Amazingly, Gibson was able to keep the Sox off the board in that first inning even after that bad throw and bad luck. It wasn’t until the top of the third inning that anyone scored. Jorge Mateo led off that inning with his third home run of the year. This inning could have had more scoring, since Mullins followed with a double and stole third base with one out, but that RISP futility showed up again. Mountcastle struck out and Santander grounded out. Inning over.
The lead did not last for too long. You can’t expect any pitcher, let alone Gibson, to be perfect, and he wasn’t. The Sox got a run in each of the fourth and fifth innings. If things stayed there, we could be happy about his outing, but they didn’t. The sixth inning - which saw the Orioles take a short-lived 4-2 lead in the top half - proved to be too much for Gibson to conquer, and he was bounced from the game after allowing a game-tying two-run home run to Burger, who is sure on a heater in this series.
Gibson’s final line: four runs on seven hits and two walks in five innings. That’s not gonna do it. In fairness to Gibson, he’d pitched well in his first three games and isn’t part of the reason why the starting rotation has had problems so far.
For the final four innings of regulation plus the one extra inning, the question was whose bullpen would be worse. The Sox bullpen entered this game with a 7.71 ERA, and they gave up a run to the O’s in each of the seventh and tenth innings.
It just wasn’t enough. Orioles relievers gave them right back. A 5-4 lead delivered by Ryan O’Hearn taking a bases loaded walk - an O’Hearned lead, if you will - did not survive the bottom of the seventh; Danny Coulombe’s 0.00 ERA is no more after one of those failed Mountcastle picks put a runner on base that Bryan Baker allowed to score.
The Orioles again had two men on with none out in the top of the ninth. A prime opportunity. However, Adam Frazier was for some reason asked to try to lay down a sacrifice bunt, which he proved unable to do. Frazier struck out. Had he gotten a runner to third, that man might have scored on Gunnar Henderson’s lineout to left. It did not. Terrin Vavra struck out to complete the circle of failure. The tenth inning played out as already described.
One possible lasting consequence from this game: Ramón Urías was hit in the helmet by a pitch in the seventh inning. He came out of the game immediately, which is how Henderson ended up in it. Urías is now in concussion protocol, the Orioles said after the game.

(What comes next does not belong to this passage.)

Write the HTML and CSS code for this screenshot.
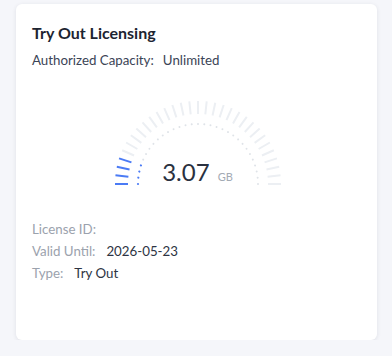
FILE: index.html
```html
<!DOCTYPE html>
<html>
<head>
<meta charset="utf-8">
<link rel="stylesheet" href="styles.css">
</head>
<body>
<div class="card">
  <h2 class="title">Try Out Licensing</h2>
  <div class="capacity"><span class="cap-label">Authorized Capacity:</span><span class="cap-value">Unlimited</span></div>
  <div class="gauge">
    <svg class="gauge-svg" width="172" height="90" viewBox="0 0 172 90">
      <g transform="translate(86,86)" stroke-linecap="butt">
        <g class="ticks" stroke-width="2">
          <line class="on" x1="-83" y1="0" x2="-70" y2="0" transform="rotate(0)"/>
          <line class="on" x1="-83" y1="0" x2="-70" y2="0" transform="rotate(6)"/>
          <line class="on" x1="-83" y1="0" x2="-70" y2="0" transform="rotate(12)"/>
          <line class="on" x1="-83" y1="0" x2="-70" y2="0" transform="rotate(18)"/>
          <line x1="-83" y1="0" x2="-70" y2="0" transform="rotate(24)"/>
          <line x1="-83" y1="0" x2="-70" y2="0" transform="rotate(30)"/>
          <line x1="-83" y1="0" x2="-70" y2="0" transform="rotate(36)"/>
          <line x1="-83" y1="0" x2="-70" y2="0" transform="rotate(42)"/>
          <line x1="-83" y1="0" x2="-70" y2="0" transform="rotate(48)"/>
          <line x1="-83" y1="0" x2="-70" y2="0" transform="rotate(54)"/>
          <line x1="-83" y1="0" x2="-70" y2="0" transform="rotate(60)"/>
          <line x1="-83" y1="0" x2="-70" y2="0" transform="rotate(66)"/>
          <line x1="-83" y1="0" x2="-70" y2="0" transform="rotate(72)"/>
          <line x1="-83" y1="0" x2="-70" y2="0" transform="rotate(78)"/>
          <line x1="-83" y1="0" x2="-70" y2="0" transform="rotate(84)"/>
          <line x1="-83" y1="0" x2="-70" y2="0" transform="rotate(90)"/>
          <line x1="-83" y1="0" x2="-70" y2="0" transform="rotate(96)"/>
          <line x1="-83" y1="0" x2="-70" y2="0" transform="rotate(102)"/>
          <line x1="-83" y1="0" x2="-70" y2="0" transform="rotate(108)"/>
          <line x1="-83" y1="0" x2="-70" y2="0" transform="rotate(114)"/>
          <line x1="-83" y1="0" x2="-70" y2="0" transform="rotate(120)"/>
          <line x1="-83" y1="0" x2="-70" y2="0" transform="rotate(126)"/>
          <line x1="-83" y1="0" x2="-70" y2="0" transform="rotate(132)"/>
          <line x1="-83" y1="0" x2="-70" y2="0" transform="rotate(138)"/>
          <line x1="-83" y1="0" x2="-70" y2="0" transform="rotate(144)"/>
          <line x1="-83" y1="0" x2="-70" y2="0" transform="rotate(150)"/>
          <line x1="-83" y1="0" x2="-70" y2="0" transform="rotate(156)"/>
          <line x1="-83" y1="0" x2="-70" y2="0" transform="rotate(162)"/>
          <line x1="-83" y1="0" x2="-70" y2="0" transform="rotate(168)"/>
          <line x1="-83" y1="0" x2="-70" y2="0" transform="rotate(174)"/>
          <line x1="-83" y1="0" x2="-70" y2="0" transform="rotate(180)"/>
        </g>
        <g class="dots">
          <circle class="on" cx="-60" cy="0" r="1.1" transform="rotate(0)"/>
          <circle class="on" cx="-60" cy="0" r="1.1" transform="rotate(6)"/>
          <circle class="on" cx="-60" cy="0" r="1.1" transform="rotate(12)"/>
          <circle class="on" cx="-60" cy="0" r="1.1" transform="rotate(18)"/>
          <circle cx="-60" cy="0" r="1" transform="rotate(24)"/>
          <circle cx="-60" cy="0" r="1" transform="rotate(30)"/>
          <circle cx="-60" cy="0" r="1" transform="rotate(36)"/>
          <circle cx="-60" cy="0" r="1" transform="rotate(42)"/>
          <circle cx="-60" cy="0" r="1" transform="rotate(48)"/>
          <circle cx="-60" cy="0" r="1" transform="rotate(54)"/>
          <circle cx="-60" cy="0" r="1" transform="rotate(60)"/>
          <circle cx="-60" cy="0" r="1" transform="rotate(66)"/>
          <circle cx="-60" cy="0" r="1" transform="rotate(72)"/>
          <circle cx="-60" cy="0" r="1" transform="rotate(78)"/>
          <circle cx="-60" cy="0" r="1" transform="rotate(84)"/>
          <circle cx="-60" cy="0" r="1" transform="rotate(90)"/>
          <circle cx="-60" cy="0" r="1" transform="rotate(96)"/>
          <circle cx="-60" cy="0" r="1" transform="rotate(102)"/>
          <circle cx="-60" cy="0" r="1" transform="rotate(108)"/>
          <circle cx="-60" cy="0" r="1" transform="rotate(114)"/>
          <circle cx="-60" cy="0" r="1" transform="rotate(120)"/>
          <circle cx="-60" cy="0" r="1" transform="rotate(126)"/>
          <circle cx="-60" cy="0" r="1" transform="rotate(132)"/>
          <circle cx="-60" cy="0" r="1" transform="rotate(138)"/>
          <circle cx="-60" cy="0" r="1" transform="rotate(144)"/>
          <circle cx="-60" cy="0" r="1" transform="rotate(150)"/>
          <circle cx="-60" cy="0" r="1" transform="rotate(156)"/>
          <circle cx="-60" cy="0" r="1" transform="rotate(162)"/>
          <circle cx="-60" cy="0" r="1" transform="rotate(168)"/>
          <circle cx="-60" cy="0" r="1" transform="rotate(174)"/>
          <circle cx="-60" cy="0" r="1" transform="rotate(180)"/>
        </g>
      </g>
    </svg>
    <div class="reading"><span class="num">3.07</span><span class="unit">GB</span></div>
  </div>
  <div class="rows">
    <div class="row"><span class="label">License ID:</span><span class="value"></span></div>
    <div class="row"><span class="label">Valid Until:</span><span class="value">2026-05-23</span></div>
    <div class="row"><span class="label">Type:</span><span class="value">Try Out</span></div>
  </div>
</div>
</body>
</html>
```

FILE: styles.css
```css
html, body {
  margin: 0;
  background: #f5f6fa;
}
body {
  padding: 4px 15px 0 16px;
  font-family: Lato, "Noto Sans", sans-serif;
}
.card {
  background: #ffffff;
  border-radius: 6px;
  box-shadow: 0 1px 4px rgba(30, 40, 60, 0.10);
  height: 336px;
  box-sizing: border-box;
  padding: 18px 16px 16px 16px;
}
.title {
  margin: 0;
  font-size: 16px;
  line-height: 22px;
  font-weight: 700;
  color: #1d2431;
}
.capacity {
  margin-top: 6px;
  font-size: 13.3px;
  line-height: 20px;
  color: #3b4456;
  display: flex;
  gap: 9px;
}
.gauge {
  position: relative;
  width: 172px;
  height: 90px;
  margin: 28px auto 0;
  left: 1px;
}
.gauge-svg {
  display: block;
}
.ticks line {
  stroke: #eceff3;
}
.ticks line.on {
  stroke: #4b7bf5;
}
.dots circle {
  fill: #dfe3e8;
}
.dots circle.on {
  fill: #4b7bf5;
}
.reading {
  position: absolute;
  left: 0;
  right: 0;
  top: 59px;
  display: flex;
  justify-content: center;
  align-items: baseline;
  gap: 8px;
  color: #2a3140;
}
.num {
  font-size: 24px;
  line-height: 30px;
}
.unit {
  font-size: 11px;
  color: #a3aab4;
}
.rows {
  margin-top: 30px;
  font-size: 13.3px;
  line-height: 22px;
}
.row {
  display: flex;
  gap: 11px;
}
.label {
  color: #9ba2ad;
}
.value {
  color: #2d3443;
}
```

This could have been a fun one. Mateo and Santander homered. Mateo had three hits and each of Santander, Hays, and Mullins had two. Until the tenth inning, the Orioles bullpen tossed 3.2 innings with only one run allowed. Yennier Canó was impressive in a scoreless ninth after getting clutch outs on Friday night as well. It could have been fun. In the end, it wasn’t. The Orioles are now 8-7.
This is the game that it would have been nice for the Orioles to win, because waiting in Sunday’s 2:10 Eastern finale is 2022 AL Cy Young runner-up Dylan Cease. So far in 2023, Cease is pitching like he’s going to be in the Cy Young mix again. Grayson Rodriguez is set to make his third start for the Orioles, one which depending on the Orioles plans for him could determine whether he stays or goes upon Kyle Bradish’s pending return from the injured list.